▶ The problem: Pick every line from the data that holds the word "screenshot".

— START Data for this task —

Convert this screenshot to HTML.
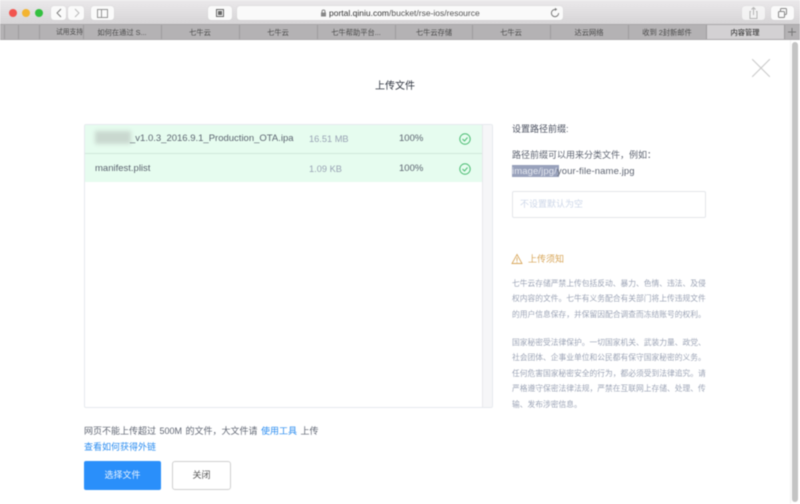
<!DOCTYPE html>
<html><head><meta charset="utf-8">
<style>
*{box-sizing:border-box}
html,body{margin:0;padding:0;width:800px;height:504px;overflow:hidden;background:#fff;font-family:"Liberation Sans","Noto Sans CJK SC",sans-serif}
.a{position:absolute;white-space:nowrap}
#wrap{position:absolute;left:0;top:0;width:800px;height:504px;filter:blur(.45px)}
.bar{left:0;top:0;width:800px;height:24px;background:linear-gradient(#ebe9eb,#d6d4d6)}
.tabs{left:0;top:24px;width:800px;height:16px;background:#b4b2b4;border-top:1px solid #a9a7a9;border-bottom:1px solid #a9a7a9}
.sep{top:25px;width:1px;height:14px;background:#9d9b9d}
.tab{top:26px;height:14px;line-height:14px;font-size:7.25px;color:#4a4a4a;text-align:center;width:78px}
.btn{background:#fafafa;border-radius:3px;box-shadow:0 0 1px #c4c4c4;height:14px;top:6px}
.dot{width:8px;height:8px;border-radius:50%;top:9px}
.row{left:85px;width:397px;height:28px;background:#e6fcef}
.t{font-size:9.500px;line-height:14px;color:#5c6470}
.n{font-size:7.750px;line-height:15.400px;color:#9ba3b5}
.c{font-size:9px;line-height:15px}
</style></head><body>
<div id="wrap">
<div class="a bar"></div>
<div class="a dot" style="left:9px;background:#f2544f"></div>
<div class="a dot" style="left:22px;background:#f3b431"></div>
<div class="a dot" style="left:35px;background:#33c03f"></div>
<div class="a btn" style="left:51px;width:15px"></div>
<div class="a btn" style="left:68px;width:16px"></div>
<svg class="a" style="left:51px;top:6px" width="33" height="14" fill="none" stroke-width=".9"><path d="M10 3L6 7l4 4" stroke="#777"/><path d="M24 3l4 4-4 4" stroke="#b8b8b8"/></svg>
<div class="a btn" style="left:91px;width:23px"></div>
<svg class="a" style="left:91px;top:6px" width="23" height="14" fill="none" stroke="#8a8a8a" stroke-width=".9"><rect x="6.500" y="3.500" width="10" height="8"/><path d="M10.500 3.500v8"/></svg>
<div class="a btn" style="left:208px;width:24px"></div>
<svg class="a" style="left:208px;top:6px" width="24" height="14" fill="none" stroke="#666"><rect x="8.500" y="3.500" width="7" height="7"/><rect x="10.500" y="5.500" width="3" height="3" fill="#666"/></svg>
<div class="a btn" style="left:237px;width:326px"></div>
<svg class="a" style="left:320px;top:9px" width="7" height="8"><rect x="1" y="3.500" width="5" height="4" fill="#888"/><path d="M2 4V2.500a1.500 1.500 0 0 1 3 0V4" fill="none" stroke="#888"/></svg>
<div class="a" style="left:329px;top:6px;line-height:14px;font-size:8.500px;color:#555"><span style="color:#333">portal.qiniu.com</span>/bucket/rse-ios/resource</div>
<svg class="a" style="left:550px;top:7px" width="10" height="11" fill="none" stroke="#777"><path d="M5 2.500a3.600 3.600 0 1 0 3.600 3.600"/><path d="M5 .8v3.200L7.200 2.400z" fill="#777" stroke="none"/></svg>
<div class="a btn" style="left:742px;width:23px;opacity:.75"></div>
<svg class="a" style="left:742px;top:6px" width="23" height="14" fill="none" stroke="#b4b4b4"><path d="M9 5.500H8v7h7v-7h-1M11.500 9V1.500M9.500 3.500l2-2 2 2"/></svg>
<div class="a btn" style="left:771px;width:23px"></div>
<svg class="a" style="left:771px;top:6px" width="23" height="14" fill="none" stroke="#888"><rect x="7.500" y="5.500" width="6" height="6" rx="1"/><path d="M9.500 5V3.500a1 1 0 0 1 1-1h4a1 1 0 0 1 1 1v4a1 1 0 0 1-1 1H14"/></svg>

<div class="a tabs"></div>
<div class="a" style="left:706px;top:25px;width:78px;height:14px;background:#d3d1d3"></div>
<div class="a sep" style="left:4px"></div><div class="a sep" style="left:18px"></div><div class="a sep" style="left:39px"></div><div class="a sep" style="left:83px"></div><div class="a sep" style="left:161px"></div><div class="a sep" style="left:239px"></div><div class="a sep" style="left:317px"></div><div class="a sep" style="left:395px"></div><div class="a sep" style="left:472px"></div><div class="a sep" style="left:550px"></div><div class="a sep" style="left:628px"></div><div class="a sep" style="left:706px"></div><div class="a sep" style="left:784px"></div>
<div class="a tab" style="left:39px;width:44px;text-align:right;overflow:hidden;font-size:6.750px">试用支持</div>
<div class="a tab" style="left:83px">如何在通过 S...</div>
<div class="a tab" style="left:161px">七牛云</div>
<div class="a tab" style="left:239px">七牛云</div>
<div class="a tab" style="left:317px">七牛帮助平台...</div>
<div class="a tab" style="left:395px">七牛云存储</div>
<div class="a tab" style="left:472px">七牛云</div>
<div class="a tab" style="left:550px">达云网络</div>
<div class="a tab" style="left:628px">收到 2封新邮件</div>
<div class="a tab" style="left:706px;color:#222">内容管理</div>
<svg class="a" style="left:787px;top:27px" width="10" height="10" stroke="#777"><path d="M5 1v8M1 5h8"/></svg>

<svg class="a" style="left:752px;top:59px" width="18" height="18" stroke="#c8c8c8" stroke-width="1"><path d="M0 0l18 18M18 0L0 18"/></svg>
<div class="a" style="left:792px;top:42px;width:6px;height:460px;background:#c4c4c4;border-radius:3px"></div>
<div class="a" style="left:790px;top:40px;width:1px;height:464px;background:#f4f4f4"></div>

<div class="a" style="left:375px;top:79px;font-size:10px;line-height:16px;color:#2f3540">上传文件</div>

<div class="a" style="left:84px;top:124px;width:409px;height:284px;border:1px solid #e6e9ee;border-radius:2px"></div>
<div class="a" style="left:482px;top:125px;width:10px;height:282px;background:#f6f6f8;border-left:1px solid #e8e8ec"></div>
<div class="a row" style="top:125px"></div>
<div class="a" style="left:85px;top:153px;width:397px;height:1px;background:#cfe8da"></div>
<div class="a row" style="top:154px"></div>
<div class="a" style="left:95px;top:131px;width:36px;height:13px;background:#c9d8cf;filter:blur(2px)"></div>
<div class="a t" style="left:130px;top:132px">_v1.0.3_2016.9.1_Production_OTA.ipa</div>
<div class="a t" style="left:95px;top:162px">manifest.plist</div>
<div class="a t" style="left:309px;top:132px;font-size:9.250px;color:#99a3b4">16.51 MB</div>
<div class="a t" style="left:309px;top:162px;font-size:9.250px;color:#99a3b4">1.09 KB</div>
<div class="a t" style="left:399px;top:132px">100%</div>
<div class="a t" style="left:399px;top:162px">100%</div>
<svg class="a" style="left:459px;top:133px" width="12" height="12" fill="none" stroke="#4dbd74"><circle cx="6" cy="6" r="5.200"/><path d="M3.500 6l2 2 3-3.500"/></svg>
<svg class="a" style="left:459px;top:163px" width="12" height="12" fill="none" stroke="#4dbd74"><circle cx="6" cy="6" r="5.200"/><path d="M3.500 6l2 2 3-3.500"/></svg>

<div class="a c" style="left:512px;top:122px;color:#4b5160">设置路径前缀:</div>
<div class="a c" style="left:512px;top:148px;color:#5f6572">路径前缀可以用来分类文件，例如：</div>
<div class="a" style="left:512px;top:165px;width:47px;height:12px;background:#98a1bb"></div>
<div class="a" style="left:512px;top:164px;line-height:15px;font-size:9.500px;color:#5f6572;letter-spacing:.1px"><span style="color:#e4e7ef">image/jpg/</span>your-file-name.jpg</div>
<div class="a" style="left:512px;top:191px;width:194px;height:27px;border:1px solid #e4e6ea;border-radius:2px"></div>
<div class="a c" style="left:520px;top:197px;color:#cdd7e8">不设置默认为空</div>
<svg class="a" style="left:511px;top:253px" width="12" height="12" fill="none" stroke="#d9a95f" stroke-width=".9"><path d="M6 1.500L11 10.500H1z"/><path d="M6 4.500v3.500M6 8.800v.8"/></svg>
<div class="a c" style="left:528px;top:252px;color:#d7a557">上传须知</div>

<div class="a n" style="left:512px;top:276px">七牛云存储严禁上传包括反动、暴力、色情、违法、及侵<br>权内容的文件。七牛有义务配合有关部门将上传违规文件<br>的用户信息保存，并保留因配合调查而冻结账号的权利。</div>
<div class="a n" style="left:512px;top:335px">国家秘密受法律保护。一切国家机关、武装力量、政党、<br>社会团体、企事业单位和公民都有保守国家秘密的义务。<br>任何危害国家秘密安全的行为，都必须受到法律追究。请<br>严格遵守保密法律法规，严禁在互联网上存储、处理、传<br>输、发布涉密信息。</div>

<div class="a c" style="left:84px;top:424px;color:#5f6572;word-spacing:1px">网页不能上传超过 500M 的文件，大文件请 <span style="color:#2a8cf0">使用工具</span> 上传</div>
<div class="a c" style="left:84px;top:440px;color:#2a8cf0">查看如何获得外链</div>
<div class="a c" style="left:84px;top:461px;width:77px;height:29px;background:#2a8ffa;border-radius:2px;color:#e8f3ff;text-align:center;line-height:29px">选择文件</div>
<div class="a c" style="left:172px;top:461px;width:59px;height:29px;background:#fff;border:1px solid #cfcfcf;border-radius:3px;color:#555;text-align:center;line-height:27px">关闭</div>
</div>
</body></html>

— END Data for this task —
— START Data for this task —

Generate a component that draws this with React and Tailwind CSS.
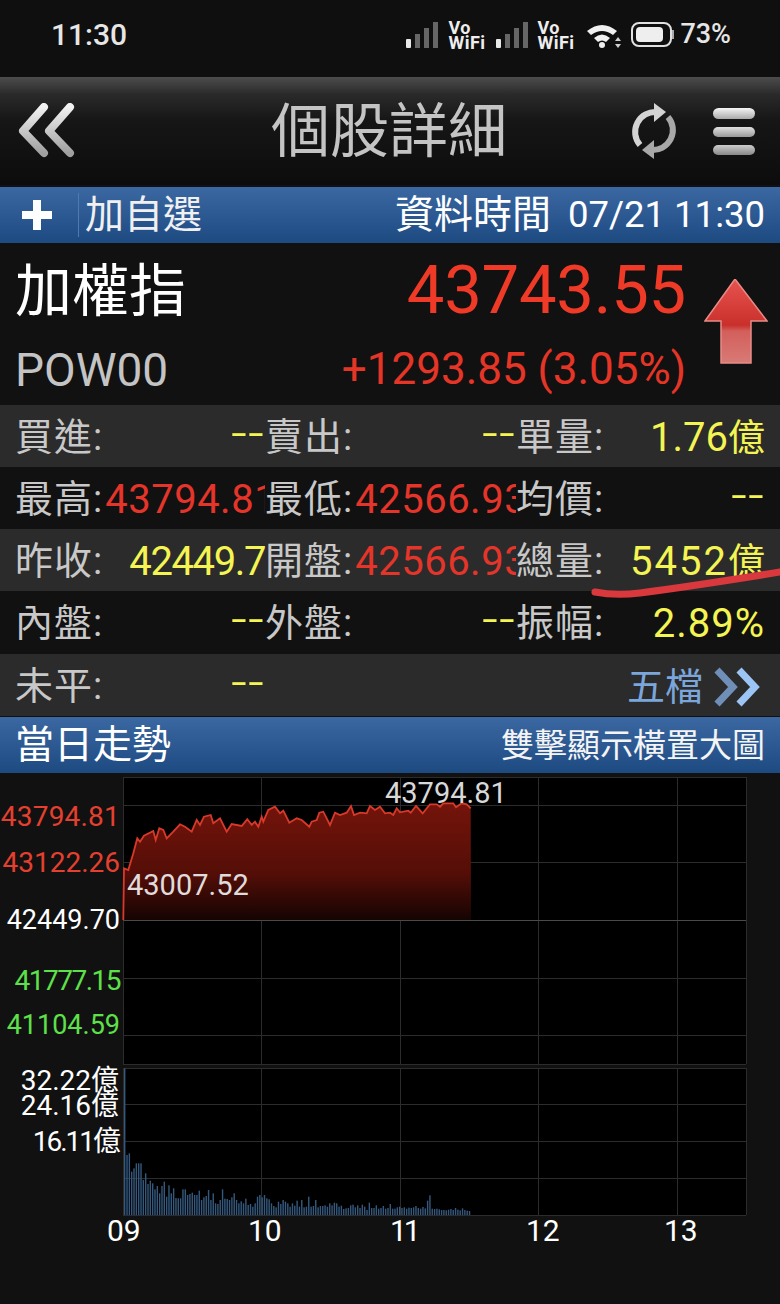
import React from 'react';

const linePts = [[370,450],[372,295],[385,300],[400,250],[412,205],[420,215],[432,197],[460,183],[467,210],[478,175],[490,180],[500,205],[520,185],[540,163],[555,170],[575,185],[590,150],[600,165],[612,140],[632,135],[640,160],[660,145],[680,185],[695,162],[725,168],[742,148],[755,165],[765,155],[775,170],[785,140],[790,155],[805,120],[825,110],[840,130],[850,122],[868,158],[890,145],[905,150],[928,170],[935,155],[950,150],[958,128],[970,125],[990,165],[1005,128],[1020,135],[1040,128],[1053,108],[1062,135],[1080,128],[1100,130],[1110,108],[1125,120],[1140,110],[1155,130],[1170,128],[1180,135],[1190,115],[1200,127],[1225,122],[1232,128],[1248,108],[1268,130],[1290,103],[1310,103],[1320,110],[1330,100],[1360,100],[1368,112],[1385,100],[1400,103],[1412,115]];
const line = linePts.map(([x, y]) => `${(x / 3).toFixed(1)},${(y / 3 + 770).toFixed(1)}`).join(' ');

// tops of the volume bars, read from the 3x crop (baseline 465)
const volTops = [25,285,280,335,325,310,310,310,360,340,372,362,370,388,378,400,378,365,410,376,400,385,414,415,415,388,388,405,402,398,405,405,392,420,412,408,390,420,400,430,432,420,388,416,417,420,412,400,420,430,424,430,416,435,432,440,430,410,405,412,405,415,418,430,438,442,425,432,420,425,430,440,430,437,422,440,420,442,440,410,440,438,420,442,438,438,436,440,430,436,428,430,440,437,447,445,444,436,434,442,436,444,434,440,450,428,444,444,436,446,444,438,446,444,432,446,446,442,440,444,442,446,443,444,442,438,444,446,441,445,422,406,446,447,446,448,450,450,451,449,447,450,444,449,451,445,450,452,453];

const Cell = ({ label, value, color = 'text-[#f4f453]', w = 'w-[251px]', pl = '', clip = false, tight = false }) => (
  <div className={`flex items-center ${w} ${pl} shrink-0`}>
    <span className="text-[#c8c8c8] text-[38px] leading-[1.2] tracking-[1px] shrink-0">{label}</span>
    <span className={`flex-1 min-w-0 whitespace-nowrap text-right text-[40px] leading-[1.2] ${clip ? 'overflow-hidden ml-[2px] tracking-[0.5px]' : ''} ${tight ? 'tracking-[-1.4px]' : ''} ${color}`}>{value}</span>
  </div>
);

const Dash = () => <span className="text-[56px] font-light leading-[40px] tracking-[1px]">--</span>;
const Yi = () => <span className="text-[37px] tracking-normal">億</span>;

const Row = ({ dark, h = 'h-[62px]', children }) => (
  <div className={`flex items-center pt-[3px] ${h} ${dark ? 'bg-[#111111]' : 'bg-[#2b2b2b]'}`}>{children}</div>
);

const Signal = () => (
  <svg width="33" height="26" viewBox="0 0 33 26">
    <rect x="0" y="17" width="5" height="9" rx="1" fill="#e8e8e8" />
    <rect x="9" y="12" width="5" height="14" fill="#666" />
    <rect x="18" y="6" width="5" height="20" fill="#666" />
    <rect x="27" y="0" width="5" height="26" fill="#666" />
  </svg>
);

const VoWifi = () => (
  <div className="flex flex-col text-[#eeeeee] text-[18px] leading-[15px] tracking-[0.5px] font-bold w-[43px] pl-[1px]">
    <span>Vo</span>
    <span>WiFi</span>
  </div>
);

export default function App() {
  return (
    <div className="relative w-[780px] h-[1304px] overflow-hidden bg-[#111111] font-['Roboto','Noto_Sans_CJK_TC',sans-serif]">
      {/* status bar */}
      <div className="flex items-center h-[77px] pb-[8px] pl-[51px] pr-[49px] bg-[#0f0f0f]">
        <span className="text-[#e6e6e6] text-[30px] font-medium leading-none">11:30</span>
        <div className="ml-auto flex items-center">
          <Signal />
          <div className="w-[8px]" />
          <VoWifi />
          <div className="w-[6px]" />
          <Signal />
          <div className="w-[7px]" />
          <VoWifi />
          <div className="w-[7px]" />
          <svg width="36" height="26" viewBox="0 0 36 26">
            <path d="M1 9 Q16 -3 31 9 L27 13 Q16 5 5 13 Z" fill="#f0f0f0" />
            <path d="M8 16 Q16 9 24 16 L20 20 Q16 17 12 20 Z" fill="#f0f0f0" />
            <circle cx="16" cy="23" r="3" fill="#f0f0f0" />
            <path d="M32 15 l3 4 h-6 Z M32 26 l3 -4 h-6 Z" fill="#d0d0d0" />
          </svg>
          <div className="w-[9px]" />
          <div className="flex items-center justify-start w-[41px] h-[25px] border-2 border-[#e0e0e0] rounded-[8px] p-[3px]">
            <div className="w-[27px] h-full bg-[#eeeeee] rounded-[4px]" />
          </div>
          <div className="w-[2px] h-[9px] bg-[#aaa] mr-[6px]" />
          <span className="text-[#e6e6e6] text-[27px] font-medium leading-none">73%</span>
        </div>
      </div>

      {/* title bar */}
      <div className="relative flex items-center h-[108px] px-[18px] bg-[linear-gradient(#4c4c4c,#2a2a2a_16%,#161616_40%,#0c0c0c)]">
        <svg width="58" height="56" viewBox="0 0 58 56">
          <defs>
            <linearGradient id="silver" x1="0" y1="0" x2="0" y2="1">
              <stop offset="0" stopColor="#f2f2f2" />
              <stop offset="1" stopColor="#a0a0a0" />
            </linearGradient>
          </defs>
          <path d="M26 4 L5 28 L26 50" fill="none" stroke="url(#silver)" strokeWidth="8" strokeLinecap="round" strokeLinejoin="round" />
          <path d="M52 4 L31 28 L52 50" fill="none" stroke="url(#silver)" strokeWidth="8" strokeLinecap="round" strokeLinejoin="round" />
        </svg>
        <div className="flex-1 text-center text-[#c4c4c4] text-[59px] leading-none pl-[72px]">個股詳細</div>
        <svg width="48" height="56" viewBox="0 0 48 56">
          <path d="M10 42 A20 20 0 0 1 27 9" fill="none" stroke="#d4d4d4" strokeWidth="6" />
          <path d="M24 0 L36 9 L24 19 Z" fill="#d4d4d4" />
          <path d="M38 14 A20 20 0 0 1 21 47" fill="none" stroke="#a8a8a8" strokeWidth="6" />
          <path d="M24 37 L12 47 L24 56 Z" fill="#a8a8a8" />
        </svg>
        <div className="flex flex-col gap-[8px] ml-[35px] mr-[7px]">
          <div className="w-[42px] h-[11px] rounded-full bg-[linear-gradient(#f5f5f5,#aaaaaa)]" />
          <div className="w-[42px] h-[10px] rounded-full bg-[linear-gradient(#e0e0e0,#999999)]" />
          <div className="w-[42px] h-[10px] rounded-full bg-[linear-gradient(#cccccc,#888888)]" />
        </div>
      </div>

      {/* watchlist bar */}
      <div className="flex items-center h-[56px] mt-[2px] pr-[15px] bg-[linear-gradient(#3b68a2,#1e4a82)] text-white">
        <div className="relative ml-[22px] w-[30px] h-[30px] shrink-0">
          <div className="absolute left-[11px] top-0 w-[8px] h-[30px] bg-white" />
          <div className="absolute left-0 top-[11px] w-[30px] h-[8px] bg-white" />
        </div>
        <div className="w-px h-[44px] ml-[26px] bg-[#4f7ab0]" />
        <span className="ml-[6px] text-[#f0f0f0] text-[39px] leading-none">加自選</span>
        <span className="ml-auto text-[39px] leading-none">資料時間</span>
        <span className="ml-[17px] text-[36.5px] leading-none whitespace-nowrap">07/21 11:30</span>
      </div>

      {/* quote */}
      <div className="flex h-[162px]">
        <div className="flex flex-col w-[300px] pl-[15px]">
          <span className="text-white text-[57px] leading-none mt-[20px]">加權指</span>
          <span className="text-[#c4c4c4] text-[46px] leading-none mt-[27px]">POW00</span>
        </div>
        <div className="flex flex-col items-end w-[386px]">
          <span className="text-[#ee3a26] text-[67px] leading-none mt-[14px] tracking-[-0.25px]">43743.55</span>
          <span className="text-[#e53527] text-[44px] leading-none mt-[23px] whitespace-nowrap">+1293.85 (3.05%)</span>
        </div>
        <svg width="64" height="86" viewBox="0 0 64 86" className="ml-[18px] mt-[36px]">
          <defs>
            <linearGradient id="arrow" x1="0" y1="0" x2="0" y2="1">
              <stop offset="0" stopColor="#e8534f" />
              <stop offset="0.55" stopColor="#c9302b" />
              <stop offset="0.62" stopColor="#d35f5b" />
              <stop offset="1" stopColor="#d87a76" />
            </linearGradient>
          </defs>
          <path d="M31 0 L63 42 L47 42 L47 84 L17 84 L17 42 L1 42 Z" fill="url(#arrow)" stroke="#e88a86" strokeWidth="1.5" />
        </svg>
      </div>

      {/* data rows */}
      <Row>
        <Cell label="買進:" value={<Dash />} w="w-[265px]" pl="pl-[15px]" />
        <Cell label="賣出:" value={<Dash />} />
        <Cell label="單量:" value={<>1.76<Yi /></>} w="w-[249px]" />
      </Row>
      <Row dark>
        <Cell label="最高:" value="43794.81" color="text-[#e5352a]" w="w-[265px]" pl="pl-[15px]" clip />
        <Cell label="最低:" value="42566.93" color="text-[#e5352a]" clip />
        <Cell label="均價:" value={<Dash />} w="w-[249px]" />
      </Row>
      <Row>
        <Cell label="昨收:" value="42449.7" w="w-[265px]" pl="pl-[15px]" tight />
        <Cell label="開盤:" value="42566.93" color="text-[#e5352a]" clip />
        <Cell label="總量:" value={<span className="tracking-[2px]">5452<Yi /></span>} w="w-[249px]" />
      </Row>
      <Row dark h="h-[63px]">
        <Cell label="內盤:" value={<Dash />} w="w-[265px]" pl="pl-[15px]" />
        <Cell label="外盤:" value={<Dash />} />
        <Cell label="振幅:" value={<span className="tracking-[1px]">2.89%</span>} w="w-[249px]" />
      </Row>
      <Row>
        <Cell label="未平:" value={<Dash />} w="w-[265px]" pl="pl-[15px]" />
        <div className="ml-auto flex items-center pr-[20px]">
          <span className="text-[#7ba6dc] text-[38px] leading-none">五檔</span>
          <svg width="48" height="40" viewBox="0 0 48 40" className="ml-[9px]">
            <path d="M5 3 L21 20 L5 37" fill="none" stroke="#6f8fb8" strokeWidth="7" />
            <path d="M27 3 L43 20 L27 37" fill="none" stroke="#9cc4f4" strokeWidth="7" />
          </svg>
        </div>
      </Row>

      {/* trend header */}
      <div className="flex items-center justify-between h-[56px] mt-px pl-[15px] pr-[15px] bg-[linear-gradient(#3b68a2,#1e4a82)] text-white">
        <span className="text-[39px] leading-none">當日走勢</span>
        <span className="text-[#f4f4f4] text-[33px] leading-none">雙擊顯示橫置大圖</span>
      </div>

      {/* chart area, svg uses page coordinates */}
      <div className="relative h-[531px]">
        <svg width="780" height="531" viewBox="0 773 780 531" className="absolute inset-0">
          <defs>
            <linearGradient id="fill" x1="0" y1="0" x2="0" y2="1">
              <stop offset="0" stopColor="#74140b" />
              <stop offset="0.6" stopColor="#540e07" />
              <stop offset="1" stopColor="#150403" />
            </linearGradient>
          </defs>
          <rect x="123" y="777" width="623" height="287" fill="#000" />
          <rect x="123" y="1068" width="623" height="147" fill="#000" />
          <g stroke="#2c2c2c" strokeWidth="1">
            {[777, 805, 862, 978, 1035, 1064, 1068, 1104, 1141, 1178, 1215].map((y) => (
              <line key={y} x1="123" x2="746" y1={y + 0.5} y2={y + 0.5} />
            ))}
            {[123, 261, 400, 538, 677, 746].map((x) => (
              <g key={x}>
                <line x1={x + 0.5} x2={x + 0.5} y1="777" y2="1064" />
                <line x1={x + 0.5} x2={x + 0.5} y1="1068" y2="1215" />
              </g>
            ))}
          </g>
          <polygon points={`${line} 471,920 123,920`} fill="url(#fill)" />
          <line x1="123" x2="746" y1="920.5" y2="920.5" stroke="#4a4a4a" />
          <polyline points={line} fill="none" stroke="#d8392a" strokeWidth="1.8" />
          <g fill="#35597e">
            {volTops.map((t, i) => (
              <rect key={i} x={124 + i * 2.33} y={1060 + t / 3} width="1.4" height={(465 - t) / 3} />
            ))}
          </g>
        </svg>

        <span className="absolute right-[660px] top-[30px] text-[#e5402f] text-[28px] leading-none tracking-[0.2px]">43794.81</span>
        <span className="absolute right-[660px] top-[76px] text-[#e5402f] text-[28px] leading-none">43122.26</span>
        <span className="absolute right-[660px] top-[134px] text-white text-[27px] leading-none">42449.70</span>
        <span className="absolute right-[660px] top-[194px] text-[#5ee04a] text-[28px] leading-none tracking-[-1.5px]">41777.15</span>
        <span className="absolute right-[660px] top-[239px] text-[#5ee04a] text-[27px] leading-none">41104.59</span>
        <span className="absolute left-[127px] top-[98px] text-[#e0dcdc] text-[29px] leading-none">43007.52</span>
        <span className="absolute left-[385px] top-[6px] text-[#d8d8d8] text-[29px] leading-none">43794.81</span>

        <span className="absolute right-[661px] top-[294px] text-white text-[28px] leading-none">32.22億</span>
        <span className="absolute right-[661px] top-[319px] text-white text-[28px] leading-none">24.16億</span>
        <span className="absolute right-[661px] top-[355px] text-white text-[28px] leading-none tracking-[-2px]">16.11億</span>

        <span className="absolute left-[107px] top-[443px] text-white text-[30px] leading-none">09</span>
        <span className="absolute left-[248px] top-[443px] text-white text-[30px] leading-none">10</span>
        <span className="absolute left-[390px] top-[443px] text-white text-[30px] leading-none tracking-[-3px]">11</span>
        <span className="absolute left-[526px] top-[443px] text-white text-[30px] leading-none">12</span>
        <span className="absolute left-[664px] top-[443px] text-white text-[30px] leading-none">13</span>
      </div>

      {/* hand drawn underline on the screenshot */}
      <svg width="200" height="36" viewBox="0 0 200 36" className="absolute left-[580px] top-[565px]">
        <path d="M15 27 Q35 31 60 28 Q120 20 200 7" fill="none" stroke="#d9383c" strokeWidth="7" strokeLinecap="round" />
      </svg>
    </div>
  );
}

— END Data for this task —

▶ Solution:
Convert this screenshot to HTML.
      {/* hand drawn underline on the screenshot */}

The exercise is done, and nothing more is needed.